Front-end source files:
——————

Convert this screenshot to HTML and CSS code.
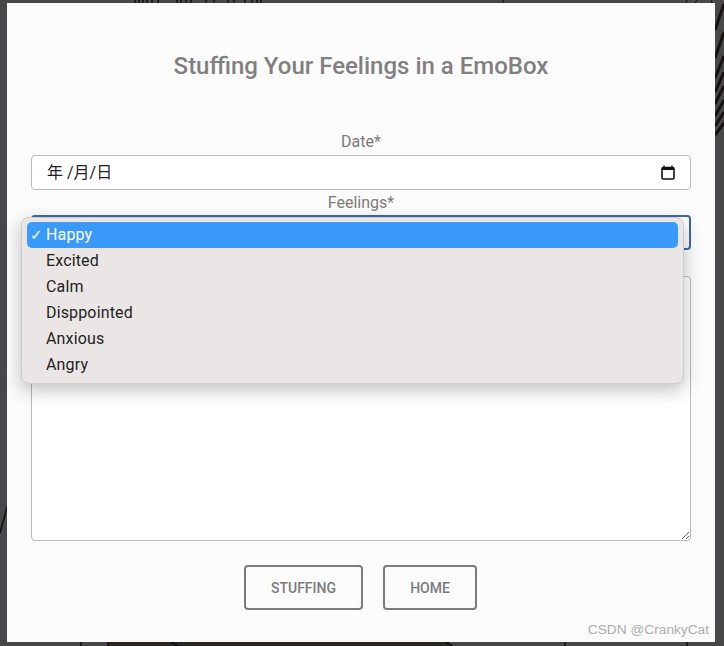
FILE: index.html
```html
<!DOCTYPE html>
<html lang="en">
<head>
  <meta charset="UTF-8" />
  <meta name="viewport" content="width=device-width, initial-scale=1.0"/>
  <title>EmoBox</title>
  <link rel="stylesheet" href="styles.css">
</head>
<body>
  <!-- bits of the dark line drawing behind the modal -->
  <svg class="backdrop" width="724" height="646" viewBox="0 0 724 646">
    <g stroke="#111" fill="none">
      <path d="M135 0v3M139 0v3M143 0v3M147 0v3M152 0v3M158 0v3M177 0v3M181 0v3M186 0v3M191 0v3M206 0v3M214 0v3M228 0v3M234 0v3M245 0v3M252 0v3M257 0v3M261 0v3" stroke-width="1.5"/>
      <path d="M503 0v3M687 0l-1 3M697 0l-2 3M712 0l-1 3" stroke-width="1"/>
      <path d="M715 30l9 -26M715 58l9 -26M715 78l9 -22M715 92l9 -20M715 104l9 -18M715 116l9 -16M715 126l9 -14M715 135l9 -12" stroke="#171210" stroke-width="3"/>
      <path d="M7 507l-7 26" stroke-width="1.5"/>
    </g>
    <rect x="108" y="642" width="342" height="4" fill="#2b2620"/>
    <path d="M81 642v4M108 642v4M170 642l8 4M445 642l8 4M565 642v4M687 642v4" stroke="#111" stroke-width="1.5" fill="none"/>
  </svg>

  <div class="modal">
    <h1 class="title">Stuffing Your Feelings in a EmoBox</h1>

    <div class="form">
      <label class="field-label">Date*</label>
      <div class="date-input">
        <span class="date-text">年 /月/日</span>
        <svg class="calendar" width="14" height="15" viewBox="0 0 14 15">
          <path d="M3 .5v2.5M11 .5v2.5" stroke="#111" stroke-width="1.4" fill="none"/>
          <rect x="1" y="2.5" width="12" height="11.5" rx="1.2" fill="#fff" stroke="#111" stroke-width="1.6"/>
          <rect x="1" y="2" width="12" height="3" fill="#111"/>
        </svg>
      </div>

      <label class="field-label feelings-label">Feelings*</label>
      <div class="select-wrap">
        <div class="select-box"></div>
        <ul class="dropdown">
          <li class="option selected"><span class="check">✓</span>Happy</li>
          <li class="option">Excited</li>
          <li class="option">Calm</li>
          <li class="option">Disppointed</li>
          <li class="option">Anxious</li>
          <li class="option">Angry</li>
        </ul>
      </div>

      <textarea class="notes"></textarea>

      <div class="buttons">
        <button class="btn btn-stuffing">STUFFING</button>
        <button class="btn btn-home">HOME</button>
      </div>
    </div>

    <div class="watermark">CSDN @CrankyCat</div>
  </div>
</body>
</html>
```

FILE: styles.css
```css
html, body {
  margin: 0;
  height: 646px;
  overflow: hidden;
}
body {
  position: relative;
  background-color: #48484a;
  font-family: Roboto, "Noto Sans CJK SC", sans-serif;
  padding: 3px 9px 4px 7px;
  box-sizing: border-box;
}
.backdrop {
  position: absolute;
  top: 0;
  left: 0;
}
.modal {
  position: relative;
  height: 639px;
  padding: 0 24px;
  background-color: #fbfbfb;
  box-sizing: border-box;
}
.title {
  margin: 0;
  padding-top: 49px;
  height: 129px;
  box-sizing: border-box;
  font-size: 24px;
  font-weight: 500;
  line-height: 28px;
  color: #808080;
  text-align: center;
}
.form {
  display: flex;
  flex-direction: column;
}
.field-label {
  display: block;
  height: 23px;
  font-size: 16px;
  line-height: 20px;
  color: #7b7b7b;
  text-align: center;
}
.feelings-label {
  height: 25px;
  padding-top: 4px;
  box-sizing: border-box;
  line-height: 18px;
}
.date-input {
  display: flex;
  align-items: center;
  justify-content: space-between;
  height: 35px;
  padding: 0 15px 0 15px;
  background-color: #fff;
  border: 1px solid #b9b9b9;
  border-radius: 4px;
  box-sizing: border-box;
}
.date-text {
  margin-top: -3px;
  font-size: 16px;
  color: #222;
}
.calendar {
  display: block;
}
.select-wrap {
  position: relative;
  height: 35px;
}
.select-box {
  height: 35px;
  background-color: #fff;
  border: 2px solid #3a6ba8;
  border-radius: 4px;
  box-sizing: border-box;
}
.dropdown {
  position: absolute;
  top: 2px;
  left: -10px;
  width: 663px;
  height: 167px;
  margin: 0;
  padding: 4px 5px 0 5px;
  list-style: none;
  background-color: #e9e6e5;
  border: 1px solid #cfcccb;
  border-radius: 8px;
  box-shadow: 0 6px 18px rgba(0, 0, 0, 0.25);
  box-sizing: border-box;
}
.option {
  position: relative;
  height: 26px;
  padding-left: 19px;
  font-size: 16px;
  letter-spacing: 0.15px;
  line-height: 26px;
  color: #1f1f1f;
}
.option.selected {
  background-color: #3a9afc;
  border-radius: 5px;
  color: #fff;
}
.check {
  position: absolute;
  left: 3px;
  font-size: 15px;
  font-family: "DejaVu Sans", sans-serif;
}
.notes {
  display: block;
  width: 100%;
  height: 265px;
  margin: 26px 0 0;
  background-color: #fff;
  border: 1px solid #b9b9b9;
  border-radius: 4px;
  box-sizing: border-box;
  resize: vertical;
}
.buttons {
  display: flex;
  justify-content: center;
  gap: 20px;
  margin-top: 24px;
  padding-right: 1px;
}
.btn {
  height: 45px;
  background: transparent;
  border: 2px solid #7b7b7b;
  border-radius: 4px;
  font-family: Roboto, sans-serif;
  font-size: 14px;
  font-weight: 500;
  color: #7b7b7b;
  padding: 0;
  cursor: pointer;
}
.btn-stuffing {
  width: 119px;
}
.btn-home {
  width: 94px;
}
.watermark {
  position: absolute;
  right: 6px;
  bottom: 5px;
  font-family: "Liberation Sans", sans-serif;
  font-size: 13.7px;
  color: #adadad;
}
```
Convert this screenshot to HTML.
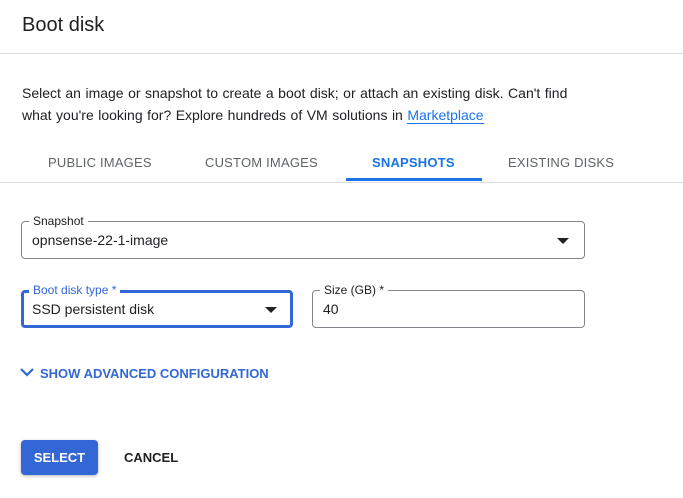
<!DOCTYPE html>
<html><head><style>
body{margin:0;width:683px;height:498px;background:#fff;font-family:"Liberation Sans",sans-serif;color:#202124;position:relative;overflow:hidden}
.a{position:absolute}
.f{position:absolute;border:1px solid #80868b;border-radius:4px;box-sizing:border-box}
.lbl{position:absolute;top:-8px;left:7px;background:#fff;padding:0 4px;font-size:12px;line-height:14px}
.val{position:absolute;left:10px;font-size:14px}
.tri{position:absolute;width:0;height:0;border-left:6px solid transparent;border-right:6px solid transparent;border-top:6px solid #202124}
.tab{position:absolute;top:155px;font-size:13px;color:#5f6368;letter-spacing:.2px}
</style></head><body>
<div class="a" style="left:22px;top:14px;font-size:20px">Boot disk</div>
<div class="a" style="left:0;top:53px;width:683px;height:1px;background:#dadce0"></div>
<div class="a" style="left:22px;top:82px;font-size:14px;line-height:22px;width:560px;word-spacing:.6px">Select an image or snapshot to create a boot disk; or attach an existing disk. Can't find what you're looking for? Explore hundreds of VM solutions in <span style="color:#1a73e8;border-bottom:1px solid #1a73e8">Marketplace</span></div>
<div class="tab" style="left:48px">PUBLIC IMAGES</div>
<div class="tab" style="left:205px">CUSTOM IMAGES</div>
<div class="tab" style="left:372px;color:#1a73e8;font-weight:bold">SNAPSHOTS</div>
<div class="tab" style="left:508px">EXISTING DISKS</div>
<div class="a" style="left:346px;top:178px;width:136px;height:3px;background:#1a73e8"></div>
<div class="a" style="left:0;top:182px;width:683px;height:1px;background:#dadce0"></div>
<div class="f" style="left:21px;top:221px;width:564px;height:38px"><div class="lbl">Snapshot</div><div class="val" style="top:10px">opnsense-22-1-image</div><div class="tri" style="left:535px;top:16px"></div></div>
<div class="f" style="left:21px;top:290px;width:272px;height:38px;border:3px solid #3367d6"><div class="lbl" style="top:-10px;left:5px;color:#3367d6">Boot disk type *</div><div class="val" style="top:8px;left:8px">SSD persistent disk</div><div class="tri" style="left:241px;top:14px"></div></div>
<div class="f" style="left:312px;top:290px;width:273px;height:38px"><div class="lbl">Size (GB) *</div><div class="val" style="top:10px">40</div></div>
<svg class="a" style="left:19px;top:366px" width="16" height="12"><path d="M2 3l6 6 6-6" stroke="#3367d6" stroke-width="2.2" fill="none"/></svg>
<div class="a" style="left:40px;top:366px;font-size:13px;font-weight:bold;color:#3367d6">SHOW ADVANCED CONFIGURATION</div>
<div class="a" style="left:21px;top:440px;width:77px;height:35px;background:#3367d6;border-radius:4px;box-shadow:0 1px 3px rgba(0,0,0,.3);color:#fff;font-size:13px;font-weight:bold;text-align:center;line-height:35px">SELECT</div>
<div class="a" style="left:124px;top:450px;font-size:13px;font-weight:bold;color:#202124">CANCEL</div>
</body></html>
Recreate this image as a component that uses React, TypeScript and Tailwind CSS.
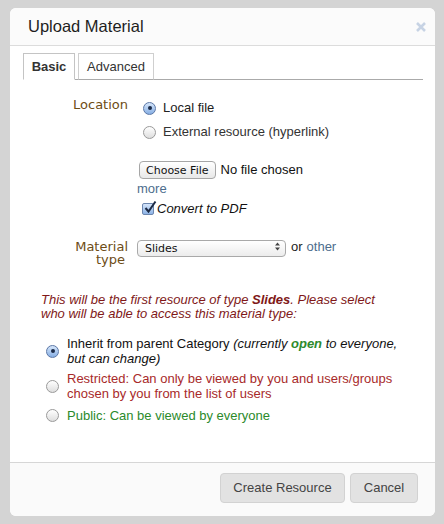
import { useState } from 'react';

type Access = 'inherit' | 'restricted' | 'public';

function Radio({ checked, onClick }: { checked: boolean; onClick?: () => void }) {
  return (
    <span
      onClick={onClick}
      className={`flex h-[13px] w-[13px] shrink-0 items-center justify-center rounded-full border ${
        checked
          ? 'border-[#5b77a6] bg-gradient-to-b from-[#d6e6fa] to-[#86aee3]'
          : 'border-[#9a9a9a] bg-gradient-to-b from-[#ffffff] to-[#dedede]'
      }`}
    >
      {checked && <span className="h-[4px] w-[4px] rounded-full bg-[#1b2b48]" />}
    </span>
  );
}

function Checkbox({ checked }: { checked: boolean }) {
  return (
    <span className="relative block h-[12px] w-[12px] shrink-0 rounded-[2px] border border-[#6c86ae] bg-gradient-to-b from-[#d5e5fa] to-[#8db3e6]">
      {checked && (
        <svg className="absolute -top-[4px] left-[0px]" width="14" height="14" viewBox="0 0 14 14">
          <path d="M2.5 8 L5.5 11.5 L12.5 1.5" fill="none" stroke="#1c2a44" strokeWidth="2" />
        </svg>
      )}
    </span>
  );
}

export default function App() {
  const [location, setLocation] = useState<'local' | 'external'>('local');
  const [access, setAccess] = useState<Access>('inherit');

  return (
    <div className="min-h-screen bg-[#d4d4d4] px-[10px] pt-[8px] font-['Liberation_Sans',Arial,sans-serif] text-[13px] text-[#222]">
      <div className="flex h-[508px] w-[425px] flex-col overflow-hidden rounded-[6px] bg-white">
        {/* header */}
        <div className="flex h-[38px] shrink-0 items-center justify-between border-b border-[#dcdcdc] bg-[#fbfbfb] pl-[18px] pr-[9px]">
          <h3 className="text-[16.5px] leading-none text-[#1e1e1e]">Upload Material</h3>
          <svg width="10" height="10" viewBox="0 0 10 10">
            <path d="M1 1 L9 9 M9 1 L1 9" stroke="#c7d3e4" strokeWidth="2.6" />
          </svg>
        </div>

        {/* body */}
        <div className="flex-1 px-[13px] pt-[7px]">
          <div className="flex w-[400px] border-b border-[#aaaaaa]">
            <div className="-mb-px flex h-[27px] w-[52px] items-center justify-center border border-b-white border-[#c4c4c4] bg-white pt-px font-bold text-[#333]">
              Basic
            </div>
            <div className="-mb-px ml-[3px] flex h-[27px] w-[76px] items-center justify-center border border-[#cfcfcf] border-b-[#aaaaaa] bg-white pt-px text-[#333]">
              Advanced
            </div>
          </div>

          {/* location */}
          <div className="mt-[16px] flex">
            <div className="w-[105px] pt-[1px] text-right font-['DejaVu_Sans',sans-serif] leading-[16px] text-[#6d4c15]">
              Location
            </div>
            <div className="ml-[9px]">
              <div className="flex h-[24px] items-center" onClick={() => setLocation('local')}>
                <span className="ml-[6px]">
                  <Radio checked={location === 'local'} />
                </span>
                <span className="ml-[7px]">Local file</span>
              </div>
              <div className="flex h-[24px] items-center" onClick={() => setLocation('external')}>
                <span className="ml-[6px]">
                  <Radio checked={location === 'external'} />
                </span>
                <span className="ml-[7px] text-[#333]">External resource (hyperlink)</span>
              </div>

              <div className="mt-[17px] flex h-[18px] items-center">
                <button className="ml-[2px] h-[18px] rounded-[4px] border border-[#a6a6a6] bg-gradient-to-b from-[#ffffff] to-[#e8e8e8] px-[6px] font-['DejaVu_Sans',sans-serif] text-[11px] leading-none text-[#111]">
                  Choose File
                </button>
                <span className="ml-[5px] text-[#111]">No file chosen</span>
              </div>
              <div className="mt-[2px] leading-[16px] text-[#4d6d8d]">more</div>
              <div className="mt-[3px] flex h-[18px] items-center">
                <span className="ml-[5px]">
                  <Checkbox checked />
                </span>
                <span className="ml-[3px] italic text-[#111]">Convert to PDF</span>
              </div>
            </div>
          </div>

          {/* material type */}
          <div className="mt-[20px] flex">
            <div className="flex w-[105px] flex-col items-end pt-[2px] font-['DejaVu_Sans',sans-serif] leading-[13px] text-[#6d4c15]">
              <span>Material</span>
              <span className="mr-[3px]">type</span>
            </div>
            <div className="ml-[9px] flex h-[17px] items-center">
              <div className="relative h-[17px] w-[149px]">
                <select className="h-full w-full appearance-none rounded-[4px] border border-[#a9a9a9] bg-gradient-to-b from-[#ffffff] to-[#ececec] pl-[7px] font-['DejaVu_Sans',sans-serif] text-[11px] leading-none text-[#111]">
                  <option>Slides</option>
                </select>
                <svg className="pointer-events-none absolute right-[6px] top-[4px]" width="5" height="9" viewBox="0 0 5 9">
                  <path d="M0 3.5 L2.5 0.5 L5 3.5 Z M0 5.5 L2.5 8.5 L5 5.5 Z" fill="#444" />
                </svg>
              </div>
              <span className="ml-[5px] text-[#222]">or</span>
              <span className="ml-[4px] text-[#4d6d8d]">other</span>
            </div>
          </div>

          {/* access notice */}
          <p className="ml-[18px] mt-[27px] w-[355px] italic leading-[14px] text-[#801818]">
            This will be the first resource of type <b>Slides</b>. Please select who will be able to access this
            material type:
          </p>

          <div className="ml-[23px] mt-[15px]">
            <div className="flex items-center" onClick={() => setAccess('inherit')}>
              <Radio checked={access === 'inherit'} />
              <span className="ml-[8px] w-[335px] leading-[15px] text-[#111]">
                Inherit from parent Category{' '}
                <i>
                  (currently <b className="text-[#2d8a2d]">open</b> to everyone, but can change)
                </i>
              </span>
            </div>
            <div className="mt-[5px] flex items-center" onClick={() => setAccess('restricted')}>
              <Radio checked={access === 'restricted'} />
              <span className="ml-[8px] w-[335px] leading-[15px] text-[#a82a2a]">
                Restricted: Can only be viewed by you and users/groups chosen by you from the list of users
              </span>
            </div>
            <div className="mt-[7px] flex items-center" onClick={() => setAccess('public')}>
              <Radio checked={access === 'public'} />
              <span className="ml-[8px] w-[335px] leading-[15px] text-[#2b8a2b]">
                Public: Can be viewed by everyone
              </span>
            </div>
          </div>
        </div>

        {/* footer */}
        <div className="flex h-[54px] shrink-0 justify-end gap-[5px] border-t border-[#d6d6d6] bg-[#fafafa] pr-[17px] pt-[10px]">
          <button className="h-[30px] w-[125px] rounded-[4px] border border-[#d2d2d2] bg-[#e2e2e2] text-[13px] text-[#444]">
            Create Resource
          </button>
          <button className="h-[30px] w-[68px] rounded-[4px] border border-[#d2d2d2] bg-[#e2e2e2] text-[13px] text-[#444]">
            Cancel
          </button>
        </div>
      </div>
    </div>
  );
}
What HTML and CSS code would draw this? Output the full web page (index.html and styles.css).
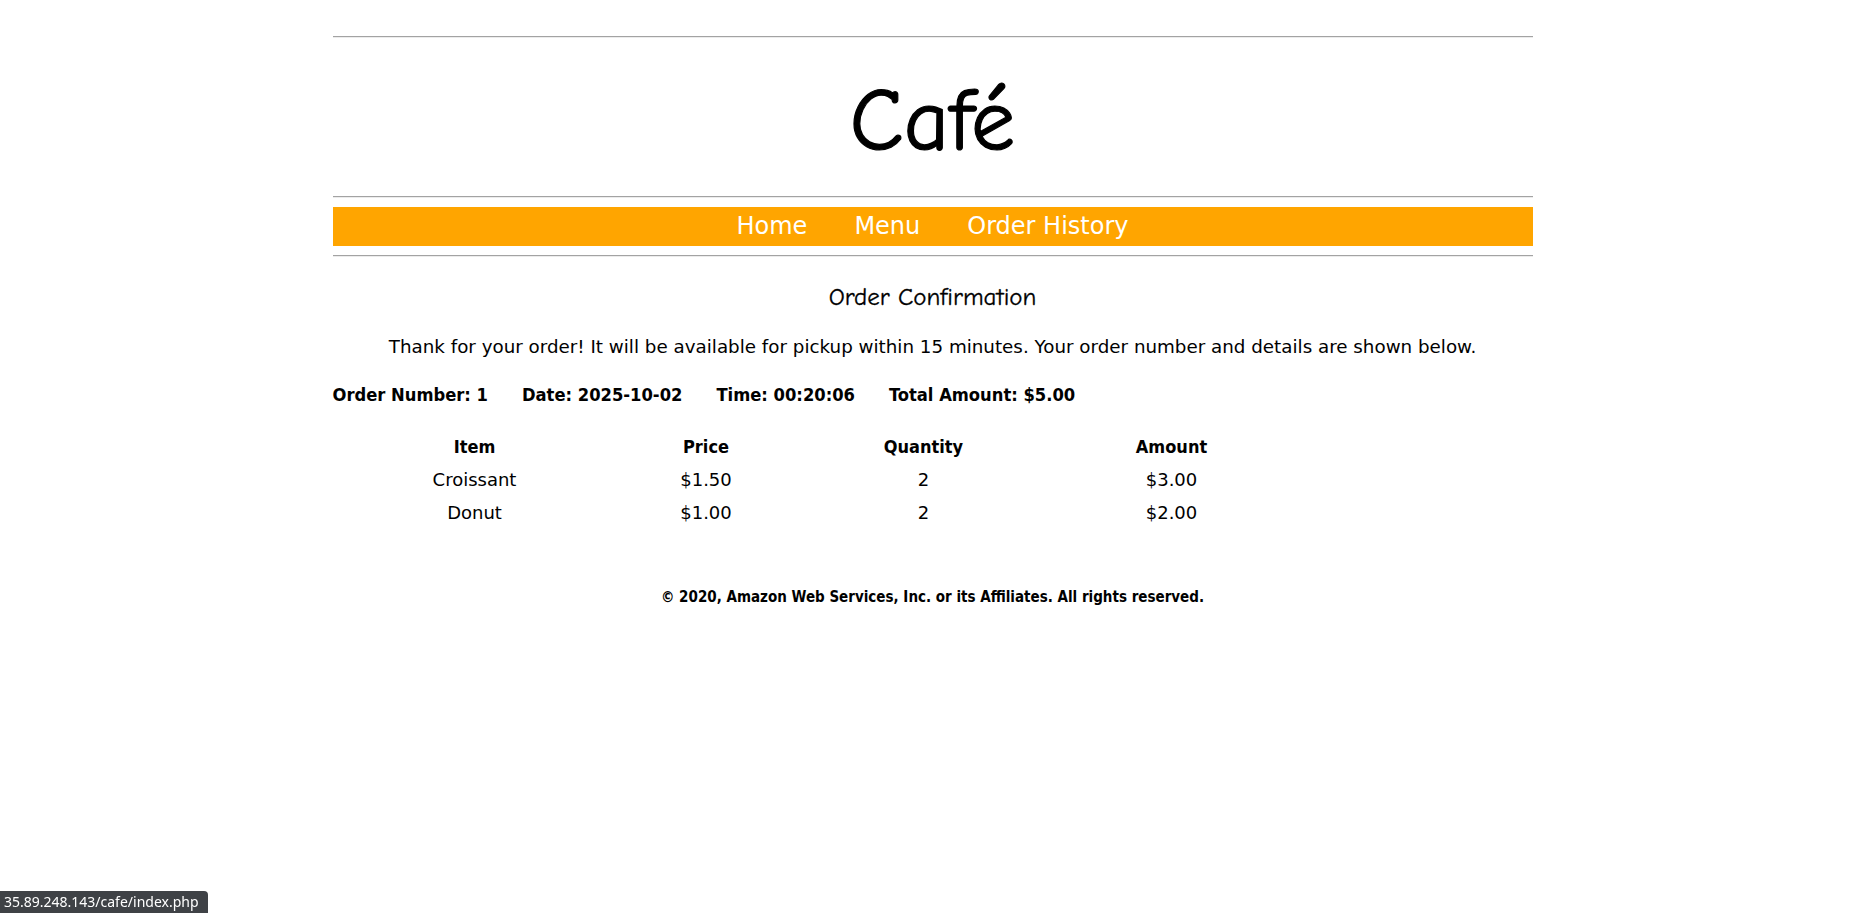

——————

Problem requirements: Copy out every line holding the string "code".

Result for this task:
Convert this screenshot to HTML and CSS code.
What HTML and CSS code would draw this? Output the full web page (index.html and styles.css).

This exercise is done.